▶ _Records for this exercise_

________________________

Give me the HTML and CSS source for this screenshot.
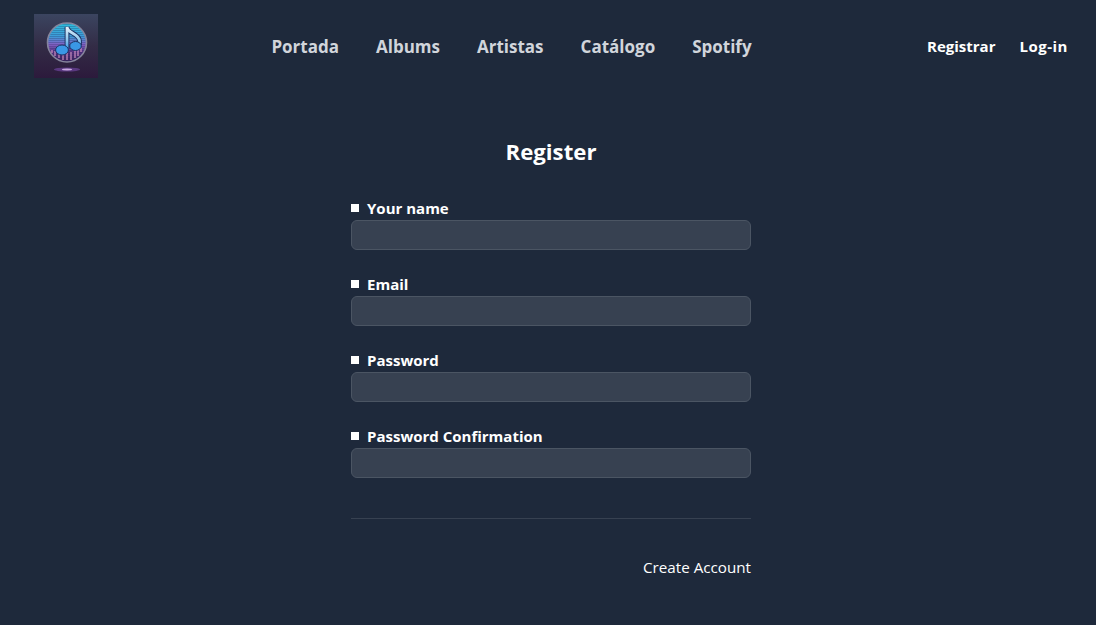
FILE: index.html
```html
<!DOCTYPE html>
<html lang="en">
<head>
<meta charset="utf-8">
<title>Register</title>
<link rel="stylesheet" href="styles.css">
</head>
<body>
<header class="topbar">
  <a class="logo" href="#" aria-label="Logo">
    <svg width="64" height="64" viewBox="0 0 64 64">
      <defs>
        <linearGradient id="bg" x1="0" y1="0" x2="0" y2="1">
          <stop offset="0" stop-color="#3b4560"/>
          <stop offset="0.5" stop-color="#332c46"/>
          <stop offset="1" stop-color="#2c1a3c"/>
        </linearGradient>
        <linearGradient id="disc" x1="0" y1="0" x2="0" y2="1">
          <stop offset="0" stop-color="#2cc0dc"/>
          <stop offset="0.35" stop-color="#3f9ad8"/>
          <stop offset="0.55" stop-color="#8460c4"/>
          <stop offset="0.75" stop-color="#553080"/>
          <stop offset="1" stop-color="#3a2058"/>
        </linearGradient>
        <linearGradient id="note" x1="0" y1="0" x2="0" y2="1">
          <stop offset="0" stop-color="#e4eef8"/>
          <stop offset="0.6" stop-color="#8cc6ee"/>
          <stop offset="1" stop-color="#3a9ae6"/>
        </linearGradient>
        <pattern id="lines" width="2" height="2" patternUnits="userSpaceOnUse">
          <rect width="2" height="1" fill="#1e2a5a" opacity="0.28"/>
        </pattern>
      </defs>
      <rect width="64" height="64" fill="url(#bg)"/>
      <circle cx="33" cy="28.5" r="19.5" fill="url(#disc)" stroke="#85849c" stroke-width="1.6"/>
      <circle cx="33" cy="28.5" r="18.5" fill="url(#lines)"/>
      <path d="M18 39v-3M21 42v-5M25 44v-7M29 46v-6M33 46v-10M37 46v-8M41 44v-13M44 42v-7M47 38v-4" stroke="#d89ac8" stroke-width="1.1"/>
      <ellipse cx="33" cy="55.5" rx="13" ry="2" fill="#5a3880"/>
      <ellipse cx="33" cy="55.5" rx="5" ry="0.9" fill="#c8a8e0"/>
      <path d="M33 35V13c1 7 12 6 12.500 14v4" fill="none" stroke="#1c3264" stroke-width="4.8"/>
      <path d="M33 35V13c1 7 12 6 12.500 14v4" fill="none" stroke="url(#note)" stroke-width="2.8"/>
      <ellipse cx="28" cy="36" rx="6.400" ry="5" fill="#3a97e6" stroke="#1c3264"/>
      <ellipse cx="41.500" cy="32" rx="5.800" ry="4.500" fill="#3a97e6" stroke="#1c3264"/>
    </svg>
  </a>
  <nav class="mainnav">
    <a href="#">Portada</a>
    <a href="#">Albums</a>
    <a href="#">Artistas</a>
    <a href="#">Catálogo</a>
    <a href="#">Spotify</a>
  </nav>
  <div class="authnav">
    <a href="#">Registrar</a>
    <a class="login" href="#">Log-in</a>
  </div>
</header>
<main class="page">
  <h1 class="title">Register</h1>
  <form class="form">
    <div class="field">
      <label class="label" for="name">Your name</label>
      <input class="input" id="name" type="text">
    </div>
    <div class="field">
      <label class="label" for="email">Email</label>
      <input class="input" id="email" type="email">
    </div>
    <div class="field">
      <label class="label" for="pw">Password</label>
      <input class="input" id="pw" type="password">
    </div>
    <div class="field">
      <label class="label" for="pwc">Password Confirmation</label>
      <input class="input" id="pwc" type="password">
    </div>
    <hr class="divider">
    <div class="actions">
      <button class="submit" type="button">Create Account</button>
    </div>
  </form>
</main>
</body>
</html>
```

FILE: styles.css
```css
* { box-sizing: border-box; }
html, body { height: 100%; }
body {
  margin: 0;
  background: #1e293b;
  color: #fff;
  font-family: "Open Sans", "Noto Sans", sans-serif;
  overflow: hidden;
}
a { text-decoration: none; color: inherit; }
.topbar {
  display: flex;
  align-items: flex-start;
  justify-content: space-between;
  padding: 14px 28px 0 34px;
  height: 78px;
}
.logo { display: block; width: 64px; height: 64px; }
.logo svg { display: block; }
.mainnav {
  display: flex;
  gap: 37px;
  margin: 21px 2px 0 0;
  font-size: 17px;
  line-height: 24px;
  font-weight: 700;
  color: #d1d5db;
}
.authnav {
  display: flex;
  gap: 24px;
  margin-top: 20px;
  font-size: 15px;
  line-height: 24px;
  font-weight: 700;
}
.login { letter-spacing: 0.5px; }
.page {
  width: 400px;
  margin: 0 auto;
  position: relative;
  left: 3px;
}
.title {
  margin: 58px 0 0;
  text-align: center;
  font-size: 22.2px;
  line-height: 32px;
  font-weight: 700;
}
.form { margin-top: 28px; }
.field { margin-bottom: 22px; }
.label {
  display: flex;
  align-items: center;
  height: 24px;
  font-size: 15px;
  line-height: 24px;
  font-weight: 700;
  gap: 8px;
}
.label::before {
  content: "";
  width: 8px;
  height: 8px;
  background: #fff;
  margin-top: -1px;
}
.input {
  display: block;
  width: 100%;
  height: 30px;
  background: #374151;
  border: 1px solid #4b5563;
  border-radius: 6px;
  margin: 0;
}
.divider {
  border: 0;
  border-top: 1px solid #374151;
  margin: 40px 0 0;
}
.actions {
  display: flex;
  justify-content: flex-end;
  margin-top: 36px;
}
.submit {
  background: none;
  border: 0;
  padding: 0;
  color: #fff;
  font: 400 15.2px/24px "Open Sans", "Noto Sans", sans-serif;
}
```
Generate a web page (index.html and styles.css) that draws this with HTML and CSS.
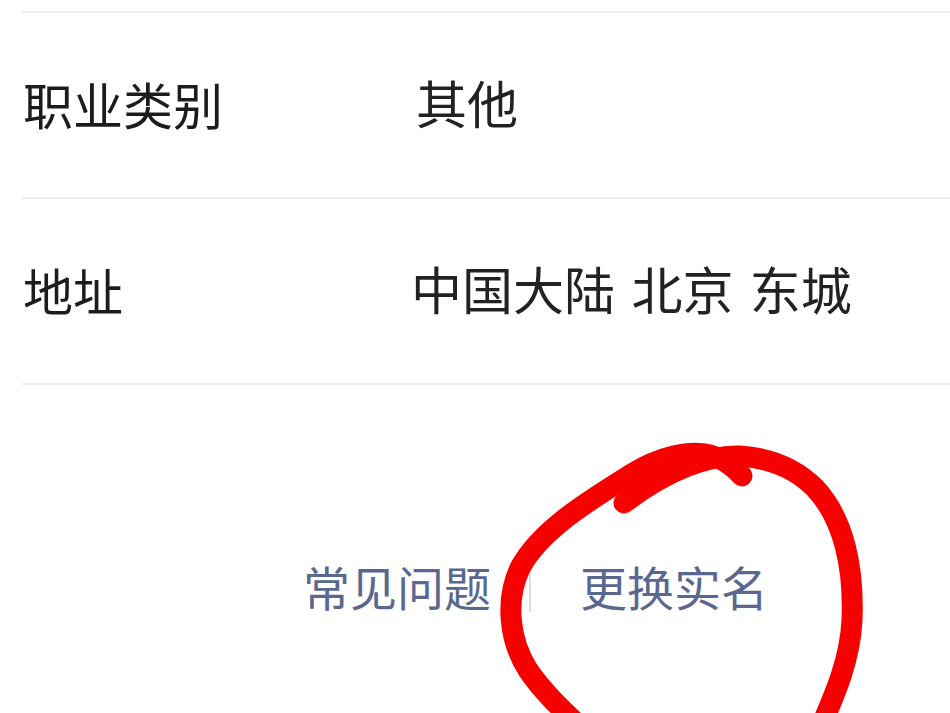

________________________

Copy each line in full and exactly, omitting any picture.

▶ _Solution for this exercise_
Give me the HTML and CSS source for this screenshot.
FILE: index.html
```html
<!DOCTYPE html>
<html lang="en">
<head>
<meta charset="utf-8">
<title>Register</title>
<link rel="stylesheet" href="styles.css">
</head>
<body>
<header class="topbar">
  <a class="logo" href="#" aria-label="Logo">
    <svg width="64" height="64" viewBox="0 0 64 64">
      <defs>
        <linearGradient id="bg" x1="0" y1="0" x2="0" y2="1">
          <stop offset="0" stop-color="#3b4560"/>
          <stop offset="0.5" stop-color="#332c46"/>
          <stop offset="1" stop-color="#2c1a3c"/>
        </linearGradient>
        <linearGradient id="disc" x1="0" y1="0" x2="0" y2="1">
          <stop offset="0" stop-color="#2cc0dc"/>
          <stop offset="0.35" stop-color="#3f9ad8"/>
          <stop offset="0.55" stop-color="#8460c4"/>
          <stop offset="0.75" stop-color="#553080"/>
          <stop offset="1" stop-color="#3a2058"/>
        </linearGradient>
        <linearGradient id="note" x1="0" y1="0" x2="0" y2="1">
          <stop offset="0" stop-color="#e4eef8"/>
          <stop offset="0.6" stop-color="#8cc6ee"/>
          <stop offset="1" stop-color="#3a9ae6"/>
        </linearGradient>
        <pattern id="lines" width="2" height="2" patternUnits="userSpaceOnUse">
          <rect width="2" height="1" fill="#1e2a5a" opacity="0.28"/>
        </pattern>
      </defs>
      <rect width="64" height="64" fill="url(#bg)"/>
      <circle cx="33" cy="28.5" r="19.5" fill="url(#disc)" stroke="#85849c" stroke-width="1.6"/>
      <circle cx="33" cy="28.5" r="18.5" fill="url(#lines)"/>
      <path d="M18 39v-3M21 42v-5M25 44v-7M29 46v-6M33 46v-10M37 46v-8M41 44v-13M44 42v-7M47 38v-4" stroke="#d89ac8" stroke-width="1.1"/>
      <ellipse cx="33" cy="55.5" rx="13" ry="2" fill="#5a3880"/>
      <ellipse cx="33" cy="55.5" rx="5" ry="0.9" fill="#c8a8e0"/>
      <path d="M33 35V13c1 7 12 6 12.500 14v4" fill="none" stroke="#1c3264" stroke-width="4.8"/>
      <path d="M33 35V13c1 7 12 6 12.500 14v4" fill="none" stroke="url(#note)" stroke-width="2.8"/>
      <ellipse cx="28" cy="36" rx="6.400" ry="5" fill="#3a97e6" stroke="#1c3264"/>
      <ellipse cx="41.500" cy="32" rx="5.800" ry="4.500" fill="#3a97e6" stroke="#1c3264"/>
    </svg>
  </a>
  <nav class="mainnav">
    <a href="#">Portada</a>
    <a href="#">Albums</a>
    <a href="#">Artistas</a>
    <a href="#">Catálogo</a>
    <a href="#">Spotify</a>
  </nav>
  <div class="authnav">
    <a href="#">Registrar</a>
    <a class="login" href="#">Log-in</a>
  </div>
</header>
<main class="page">
  <h1 class="title">Register</h1>
  <form class="form">
    <div class="field">
      <label class="label" for="name">Your name</label>
      <input class="input" id="name" type="text">
    </div>
    <div class="field">
      <label class="label" for="email">Email</label>
      <input class="input" id="email" type="email">
    </div>
    <div class="field">
      <label class="label" for="pw">Password</label>
      <input class="input" id="pw" type="password">
    </div>
    <div class="field">
      <label class="label" for="pwc">Password Confirmation</label>
      <input class="input" id="pwc" type="password">
    </div>
    <hr class="divider">
    <div class="actions">
      <button class="submit" type="button">Create Account</button>
    </div>
  </form>
</main>
</body>
</html>
```

FILE: styles.css
```css
* { box-sizing: border-box; }
html, body { height: 100%; }
body {
  margin: 0;
  background: #1e293b;
  color: #fff;
  font-family: "Open Sans", "Noto Sans", sans-serif;
  overflow: hidden;
}
a { text-decoration: none; color: inherit; }
.topbar {
  display: flex;
  align-items: flex-start;
  justify-content: space-between;
  padding: 14px 28px 0 34px;
  height: 78px;
}
.logo { display: block; width: 64px; height: 64px; }
.logo svg { display: block; }
.mainnav {
  display: flex;
  gap: 37px;
  margin: 21px 2px 0 0;
  font-size: 17px;
  line-height: 24px;
  font-weight: 700;
  color: #d1d5db;
}
.authnav {
  display: flex;
  gap: 24px;
  margin-top: 20px;
  font-size: 15px;
  line-height: 24px;
  font-weight: 700;
}
.login { letter-spacing: 0.5px; }
.page {
  width: 400px;
  margin: 0 auto;
  position: relative;
  left: 3px;
}
.title {
  margin: 58px 0 0;
  text-align: center;
  font-size: 22.2px;
  line-height: 32px;
  font-weight: 700;
}
.form { margin-top: 28px; }
.field { margin-bottom: 22px; }
.label {
  display: flex;
  align-items: center;
  height: 24px;
  font-size: 15px;
  line-height: 24px;
  font-weight: 700;
  gap: 8px;
}
.label::before {
  content: "";
  width: 8px;
  height: 8px;
  background: #fff;
  margin-top: -1px;
}
.input {
  display: block;
  width: 100%;
  height: 30px;
  background: #374151;
  border: 1px solid #4b5563;
  border-radius: 6px;
  margin: 0;
}
.divider {
  border: 0;
  border-top: 1px solid #374151;
  margin: 40px 0 0;
}
.actions {
  display: flex;
  justify-content: flex-end;
  margin-top: 36px;
}
.submit {
  background: none;
  border: 0;
  padding: 0;
  color: #fff;
  font: 400 15.2px/24px "Open Sans", "Noto Sans", sans-serif;
}
```
Generate a web page (index.html and styles.css) that draws this with HTML and CSS.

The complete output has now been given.